**The task**
Begin with the first line and repeat exactly through the line containing "const folders = ['Draft', 'Inbox', 'Outbox'];"; leave every image out.

**Collected material**
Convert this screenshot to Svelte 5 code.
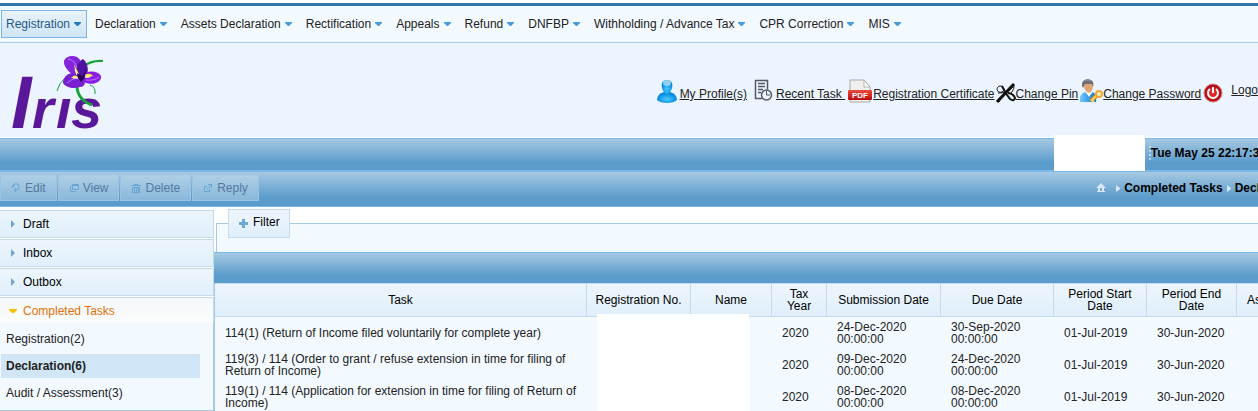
<script lang="ts">
    const menu = [
        'Registration',
        'Declaration',
        'Assets Declaration',
        'Rectification',
        'Appeals',
        'Refund',
        'DNFBP',
        'Withholding / Advance Tax',
        'CPR Correction',
        'MIS'
    ];

    const folders = ['Draft', 'Inbox', 'Outbox'];

    const completed = [
        { name: 'Registration', count: 2 },
        { name: 'Declaration', count: 6 },
        { name: 'Audit / Assessment', count: 3 }
    ];

    const tasks = [
        {
            task: '114(1) (Return of Income filed voluntarily for complete year)',
            year: 2020,
            submitted: '24-Dec-2020 00:00:00',
            due: '30-Sep-2020 00:00:00',
            start: '01-Jul-2019',
            end: '30-Jun-2020'
        },
        {
            task: '119(3) / 114 (Order to grant / refuse extension in time for filing of Return of Income)',
            year: 2020,
            submitted: '09-Dec-2020 00:00:00',
            due: '24-Dec-2020 00:00:00',
            start: '01-Jul-2019',
            end: '30-Jun-2020'
        },
        {
            task: '119(1) / 114 (Application for extension in time for filing of Return of Income)',
            year: 2020,
            submitted: '08-Dec-2020 00:00:00',
            due: '08-Dec-2020 00:00:00',
            start: '01-Jul-2019',
            end: '30-Jun-2020'
        }
    ];

    let activeMenu = $state('Registration');
    let activeTask = $state('Declaration');
</script>

<div class="page">
    <nav class="menubar">
        {#each menu as item}
            <button class="menu-item" class:active={item == activeMenu} onclick={() => (activeMenu = item)}>
                {item}
                <svg class="caret" width="7" height="4" viewBox="0 0 7 4"><path d="M0 0h7v1L4 4H3L0 1z" /></svg>
            </button>
        {/each}
    </nav>

    <header class="header">
        <svg class="logo" width="96" height="84" viewBox="0 0 96 84">
            <text class="wordmark" y="73"><tspan x="5" font-size="74">I</tspan><tspan x="26" font-size="56">r</tspan><tspan x="50" font-size="56">ı</tspan><tspan x="65" font-size="56">s</tspan></text>
            <g fill="none" stroke="#17a338">
                <path d="M77 12Q85 5 97 6" stroke-width="2" />
                <path d="M51 36Q53 28 59 23" stroke-width="1" />
                <path d="M84 30Q90 32 89 39" stroke-width="1" />
                <path d="M71 32Q72 45 86 50" stroke-width="3" />
            </g>
            <path d="M72 24C65 19 57 12 58 6C60 0 71 -1 74 5C77 10 74 18 74 24z" fill="#8425dc" />
            <path d="M73 25C66 17 72 6 77 4C83 9 83 18 79 24z" fill="#4f12a3" />
            <path d="M73 20C64 15 57 21 57 28C60 33 68 34 74 32C80 32 80 26 77 21z" fill="#7a1fd0" />
            <path d="M75 21C80 15 92 15 95 21C96 28 85 31 78 27z" fill="#8a1ee6" />
            <path d="M62 4Q69 5 71 13M61 28Q68 22 73 24M80 25Q88 26 93 22" fill="none" stroke="#b877ff" stroke-width="1" />
            <path d="M68 9L73 19L70 19zM65 23Q69 18 73 23zM79 20Q84 17 87 21L80 23z" fill="#ffec55" />
            <path d="M69 14L71 20M67 23h5M79 22h5" stroke="#fff" />
            <path d="M71 18L76 21L80 15L78 24L75 27L72 23z" fill="#270657" />
        </svg>

        <div class="user-links">
            <a href="/profile" class="link-profile">
                <svg width="22" height="24" viewBox="0 0 22 24">
                    <defs>
                        <radialGradient id="person" cx="50%" cy="65%">
                            <stop offset="0" stop-color="#4cc9ff" />
                            <stop offset="1" stop-color="#078be0" />
                        </radialGradient>
                    </defs>
                    <path d="M8 13Q1 15 1 21Q4 24 11 24Q18 24 21 21Q21 15 14 13z" fill="url(#person)" />
                    <path d="M11 1C6 1 5 5 6 9Q8 15 11 15Q14 15 16 9C17 5 16 1 11 1z" fill="url(#person)" />
                    <ellipse cx="11" cy="4" rx="4" ry="3" fill="#b1dcf0" opacity=".8" />
                </svg>
                <span>My Profile(s)</span>
            </a>
            <a href="/recent" class="link-recent">
                <svg width="24" height="24" viewBox="0 0 24 24" fill="none" stroke="#555963">
                    <path d="M11 19.500H4.500V1.500h12v9" stroke-width="1.500" />
                    <path d="M7 4.500h7M7 7.500h7M7 10.500h5M7 13.500h3" stroke-width="1.500" />
                    <circle cx="15.500" cy="16" r="5" fill="#ecf4ff" stroke-width="1.500" />
                    <path d="M15.500 12v4H19" />
                </svg>
                <span>Recent Task&nbsp;</span>
            </a>
            <a href="/certificate" class="link-pdf">
                <svg width="24" height="24" viewBox="0 0 24 24">
                    <defs>
                        <linearGradient id="pdf-band" x2="0" y2="1">
                            <stop offset="0" stop-color="#f04a3f" />
                            <stop offset="1" stop-color="#b90c0c" />
                        </linearGradient>
                    </defs>
                    <path d="M2 1H16L22 8V23H2z" fill="#efefef" stroke="#a8a8a8" />
                    <path d="M16 1V8H22z" fill="#fff" stroke="#b5b5b5" />
                    <rect y="11" width="24" height="10" rx="1" fill="url(#pdf-band)" />
                    <text class="pdf-text" x="12" y="19" text-anchor="middle">PDF</text>
                </svg>
                <span>Registration Certificate</span>
            </a>
            <a href="/pin" class="link-pin">
                <svg width="20" height="20" viewBox="0 0 20 20" fill="none" stroke="#111">
                    <path d="M1 19L18 1" stroke-width="3" />
                    <path d="M4 3C-1 4 1 11 6 9C10 7 7 3 4 3" stroke-width="1" />
                    <path d="M6 3L9 9L14 16Q18 19 19 15Q18 11 12 10" stroke-width="2" />
                    <path d="M2 10Q12 10 17 4M17 1Q20 5 14 11M5 14L3 19" />
                </svg>
                <span>Change Pin</span>
            </a>
            <a href="/password" class="link-password">
                <svg width="24" height="24" viewBox="0 0 24 24">
                    <defs>
                        <linearGradient id="shirt">
                            <stop offset="0" stop-color="#73c9ff" />
                            <stop offset="1" stop-color="#0878d3" />
                        </linearGradient>
                    </defs>
                    <path d="M1 23Q0 15 6 13L10 17L14 13Q18 16 17 23z" fill="url(#shirt)" />
                    <path d="M7 13L10 18L13 13z" fill="#fff" />
                    <path d="M5 5Q5 13 10 14Q14 13 14 5Q10 2 5 5z" fill="#e1a678" />
                    <path d="M3 7Q2 1 9 0Q16 1 14 8L13 5H6L4 9z" fill="#6b6f73" />
                    <path d="M6 2Q9 0 12 2" fill="none" stroke="#92979b" />
                    <path d="M12 22L19 15" stroke="#d78b12" stroke-width="4" />
                    <path d="M12 22L19 15M13 21l2 2" stroke="#ffd162" stroke-width="2" />
                    <circle cx="20" cy="15" r="3" fill="#fff1bf" stroke="#edaa34" stroke-width="2" />
                </svg>
                <span>Change Password</span>
            </a>
            <a href="/logout" class="link-logout">
                <svg width="20" height="20" viewBox="0 0 20 20">
                    <defs>
                        <radialGradient id="power">
                            <stop offset="0" stop-color="#ff3131" />
                            <stop offset="1" stop-color="#a90710" />
                        </radialGradient>
                    </defs>
                    <circle cx="10" cy="10" r="9" fill="url(#power)" stroke="#d97b80" />
                    <path d="M7 6A5 5 0 1 0 13 6M10 4V10" fill="none" stroke="#fff" stroke-width="2" />
                </svg>
                <span>Logout</span>
            </a>
        </div>
    </header>

    <div class="bar status">
        <div class="user-box"></div>
        <b class="date">Tue May 25 22:17:39</b>
    </div>

    <div class="bar toolbar">
        <div class="actions">
            <button disabled>
                <svg width="10" height="10" viewBox="0 0 10 10"><path d="M1 5V4L3 1H7L8 3V5L6 7H3M1 3h3M5 5L3 7L5 9" /></svg>
                Edit
            </button>
            <button disabled>
                <svg width="10" height="10" viewBox="0 0 10 10"><path d="M3.500 1.500h6v5h-6zM3.500 2.500h6M1.500 3v5.500H7" /></svg>
                View
            </button>
            <button disabled>
                <svg width="10" height="10" viewBox="0 0 10 10"><path d="M0 2.500h10M3 1.500h4M1.500 4.500h7v5h-7zM3.500 5v4M5.500 5v4M7.500 5v4" /></svg>
                Delete
            </button>
            <button disabled>
                <svg width="10" height="10" viewBox="0 0 10 10"><path d="M4 3.500H1.500v5h5V6M4 6L8.500 1.500M5 1.500h3.500V5" /></svg>
                Reply
            </button>
        </div>
        <div class="breadcrumb">
            <a href="/" aria-label="Home">
                <svg width="10" height="9" viewBox="0 0 10 9"><path d="M5 0L10 5H8V8H9V9H1V8H2V5H0zM4 5V8H6V5z" fill-rule="evenodd" /></svg>
            </a>
            <svg width="4" height="7" viewBox="0 0 4 7"><path d="M0 0L4 3v1L0 7z" /></svg>
            <a href="/completed">Completed Tasks</a>
            <svg width="4" height="7" viewBox="0 0 4 7"><path d="M0 0L4 3v1L0 7z" /></svg>
            <a href="/declaration">Declaration</a>
        </div>
    </div>

    <div class="content">
        <aside class="sidebar">
            {#each folders as folder}
                <button class="folder">
                    <svg width="8" height="8" viewBox="0 0 8 8"><path d="M2 0L6 4L2 8z" /></svg>
                    {folder}
                </button>
            {/each}
            <button class="folder open">
                <svg width="8" height="8" viewBox="0 0 8 8"><path d="M0 2h8v1L5 6H3L0 3z" /></svg>
                Completed Tasks
            </button>
            <ul class="sub-list">
                {#each completed as item}
                    <li>
                        <a href="/completed/{item.name}" class:selected={item.name == activeTask}>{item.name}({item.count})</a>
                    </li>
                {/each}
            </ul>
        </aside>

        <main>
            <fieldset>
                <legend>
                    <button class="filter">
                        <svg width="9" height="9" viewBox="0 0 9 9"><path d="M3 0h3v3h3v3H6v3H3V6H0V3h3z" /></svg>
                        <span>Filter</span>
                    </button>
                </legend>
            </fieldset>
            <div class="bar table-bar"></div>
            <div class="table-wrap">
                <table>
                    <colgroup>
                        <col />
                        <col class="w-reg" />
                        <col class="w-name" />
                        <col class="w-year" />
                        <col class="w-submitted" />
                        <col class="w-due" />
                        <col class="w-start" />
                        <col class="w-end" />
                        <col class="w-last" />
                    </colgroup>
                    <thead>
                        <tr>
                            <th>Task</th>
                            <th>Registration No.</th>
                            <th>Name</th>
                            <th>Tax Year</th>
                            <th>Submission Date</th>
                            <th>Due Date</th>
                            <th>Period Start Date</th>
                            <th>Period End Date</th>
                            <th class="cut">As</th>
                        </tr>
                    </thead>
                    <tbody>
                        {#each tasks as row}
                            <tr>
                                <td>{row.task}</td>
                                <td></td>
                                <td></td>
                                <td>{row.year}</td>
                                <td>{row.submitted}</td>
                                <td>{row.due}</td>
                                <td class="nowrap">{row.start}</td>
                                <td class="nowrap">{row.end}</td>
                                <td></td>
                            </tr>
                        {/each}
                    </tbody>
                </table>
                <div class="mask"></div>
            </div>
        </main>
    </div>
</div>

<style>
    :global(body) {
        margin: 0;
        background: #fff;
    }
    .page {
        font: 12px/14px "Liberation Sans", Arial, sans-serif;
        color: #222;
        overflow: hidden;
        padding-top: 3px;
    }
    button {
        font: inherit;
        margin: 0;
        cursor: pointer;
    }
    svg {
        flex: none;
    }
    /*top menu*/
    .menubar {
        display: flex;
        gap: 3px;
        padding: 4px 1px;
        border-top: 3px solid #3576a9;
        border-bottom: 1px solid #a6c9e2;
        background: #f2f9ff;
    }
    .menu-item {
        display: flex;
        align-items: center;
        gap: 4px;
        height: 28px;
        padding: 0 5px 0 4px;
        border: 1px solid transparent;
        background: none;
        color: #222;
        white-space: nowrap;
    }
    .menu-item.active {
        border-color: #79b7e7;
        background: linear-gradient(#e8f2fa, #d0e5f5);
        color: #1d5987;
    }
    .caret {
        fill: #469bdd;
    }
    .active .caret {
        fill: #217bc0;
    }
    /*logo and user links*/
    .header {
        display: flex;
        align-items: flex-start;
        justify-content: space-between;
        height: 82px;
        padding: 12px 0 0 6px;
        background: #ecf5ff;
        border-bottom: 1px solid #fff;
    }
    .logo {
        overflow: visible;
    }
    .wordmark {
        font-family: "Liberation Sans", Arial, sans-serif;
        font-style: italic;
        font-weight: bold;
        fill: #5a1799;
    }
    .user-links {
        display: flex;
        align-items: flex-end;
        margin: 24px -10px 0 0;
        white-space: nowrap;
    }
    .user-links a {
        display: flex;
        align-items: flex-end;
        color: #222;
    }
    .user-links span {
        margin-bottom: 2px;
    }
    .link-profile {
        gap: 2px;
    }
    .link-recent {
        gap: 1px;
        margin-left: 4px;
    }
    .link-pdf {
        gap: 1px;
        margin-left: 3px;
    }
    .link-pin,
    .link-password {
        margin-left: 1px;
    }
    .link-logout {
        margin-left: 2px;
    }
    .user-links .link-logout {
        gap: 8px;
        align-items: flex-start;
    }
    .pdf-text {
        font-size: 8px;
        font-weight: bold;
        fill: #fff;
    }
    /*blue bars*/
    .bar {
        border-top: 1px solid #79b7e7;
        background: linear-gradient(#a6c9e2, #5c9ccc 75%);
    }
    .status {
        position: relative;
        display: flex;
        justify-content: flex-end;
        align-items: center;
        height: 31px;
        color: #000;
    }
    .date {
        margin: 0 -8px 3px 0;
        border-left: 2px dotted #b5d5eb;
        white-space: nowrap;
    }
    .user-box {
        position: absolute;
        top: -4px;
        right: 113px;
        width: 91px;
        height: 36px;
        background: #fff;
    }
    .toolbar {
        display: flex;
        justify-content: space-between;
        align-items: flex-start;
        height: 34px;
        border-top-width: 2px;
        border-bottom: 1px solid #79b7e7;
    }
    .actions {
        display: flex;
        gap: 1px;
        padding-top: 2px;
    }
    .actions button {
        display: flex;
        align-items: center;
        gap: 4px;
        height: 27px;
        padding: 0 10px;
        border: 1px solid #9bc4e3;
        background: linear-gradient(#afd0e6, #8ab7da);
        color: #517a9d;
    }
    .actions svg {
        fill: none;
        stroke: #69a5d2;
    }
    .breadcrumb {
        display: flex;
        align-items: center;
        gap: 4px;
        height: 32px;
        margin-right: -42px;
        font-weight: bold;
        white-space: nowrap;
    }
    .breadcrumb a {
        color: #000;
        text-decoration: none;
    }
    .breadcrumb svg {
        fill: #d8e7f3;
    }
    .breadcrumb a:first-child {
        margin-right: 6px;
    }
    /*left accordion*/
    .content {
        display: flex;
        align-items: flex-start;
    }
    .sidebar {
        flex: none;
        width: 214px;
        padding-top: 3px;
    }
    .folder {
        display: flex;
        align-items: center;
        gap: 6px;
        box-sizing: border-box;
        width: 100%;
        height: 28px;
        margin-bottom: 1px;
        padding: 0 8px;
        border: 1px solid #c5dbec;
        border-left: 0;
        background: linear-gradient(#edf5fc, #dfeffc);
        color: #000;
    }
    .folder svg {
        margin-left: 1px;
        fill: #6da8d5;
    }
    .folder.open {
        height: 26px;
        margin-bottom: 0;
        border-bottom: 0;
        background: linear-gradient(#f5f8f9, #fbfcfc);
        color: #e17009;
    }
    .open svg {
        fill: #f9bd01;
    }
    .sub-list {
        margin: 0;
        padding: 4px 13px 2px 1px;
        border-right: 1px solid #a6c9e2;
        border-bottom: 1px solid #a6c9e2;
        background: #f2f9ff;
        list-style: none;
    }
    .sub-list a {
        display: block;
        margin-bottom: 3px;
        padding: 5px;
        color: #222;
        text-decoration: none;
    }
    .sub-list a.selected {
        background: #d0e5f5;
        font-weight: bold;
    }
    /*filter and task table*/
    main {
        flex: 1;
        min-width: 0;
        padding-top: 2px;
    }
    fieldset {
        margin: 0 0 0 2px;
        padding: 0 0 14px 11px;
        border: 1px solid #a6c9e2;
        border-right: 0;
        border-bottom: 0;
        background: #f2f9ff;
    }
    legend {
        padding: 0;
    }
    .filter {
        display: flex;
        align-items: center;
        gap: 5px;
        height: 29px;
        padding: 0 9px 0 10px;
        border: 1px solid #c5dbec;
        background: linear-gradient(#edf5fc, #dfeffc);
        color: #000;
    }
    .filter span {
        padding-bottom: 3px;
    }
    .filter svg {
        fill: #6da8d5;
    }
    .table-bar {
        height: 30px;
    }
    .table-wrap {
        position: relative;
        border-left: 1px solid #a6c9e2;
        background: #f2f9ff;
    }
    table {
        width: 100%;
        table-layout: fixed;
        border-collapse: separate;
        border-spacing: 0;
        line-height: 12px;
    }
    th {
        height: 24px;
        padding: 4px 8px;
        border: 1px solid #c5dbec;
        border-left: 0;
        background: linear-gradient(#edf5fc, #dfeffc);
        color: #000;
        font-weight: normal;
    }
    th.cut {
        text-align: left;
        white-space: nowrap;
        overflow: hidden;
        padding: 4px 0 4px 10px;
        border-right: 0;
    }
    td {
        height: 24px;
        padding: 4px 10px;
    }
    .nowrap {
        white-space: nowrap;
    }
    .w-reg {
        width: 104px;
    }
    .w-name {
        width: 81px;
    }
    .w-year {
        width: 55px;
    }
    .w-submitted {
        width: 114px;
    }
    .w-due {
        width: 113px;
    }
    .w-start {
        width: 93px;
    }
    .w-end {
        width: 90px;
    }
    .w-last {
        width: 21px;
    }
    .mask {
        position: absolute;
        top: 31px;
        right: 509px;
        bottom: 0;
        width: 152px;
        background: #fff;
    }
</style>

**Reply**
Convert this screenshot to Svelte 5 code.
<script lang="ts">
    const menu = [
        'Registration',
        'Declaration',
        'Assets Declaration',
        'Rectification',
        'Appeals',
        'Refund',
        'DNFBP',
        'Withholding / Advance Tax',
        'CPR Correction',
        'MIS'
    ];

    const folders = ['Draft', 'Inbox', 'Outbox'];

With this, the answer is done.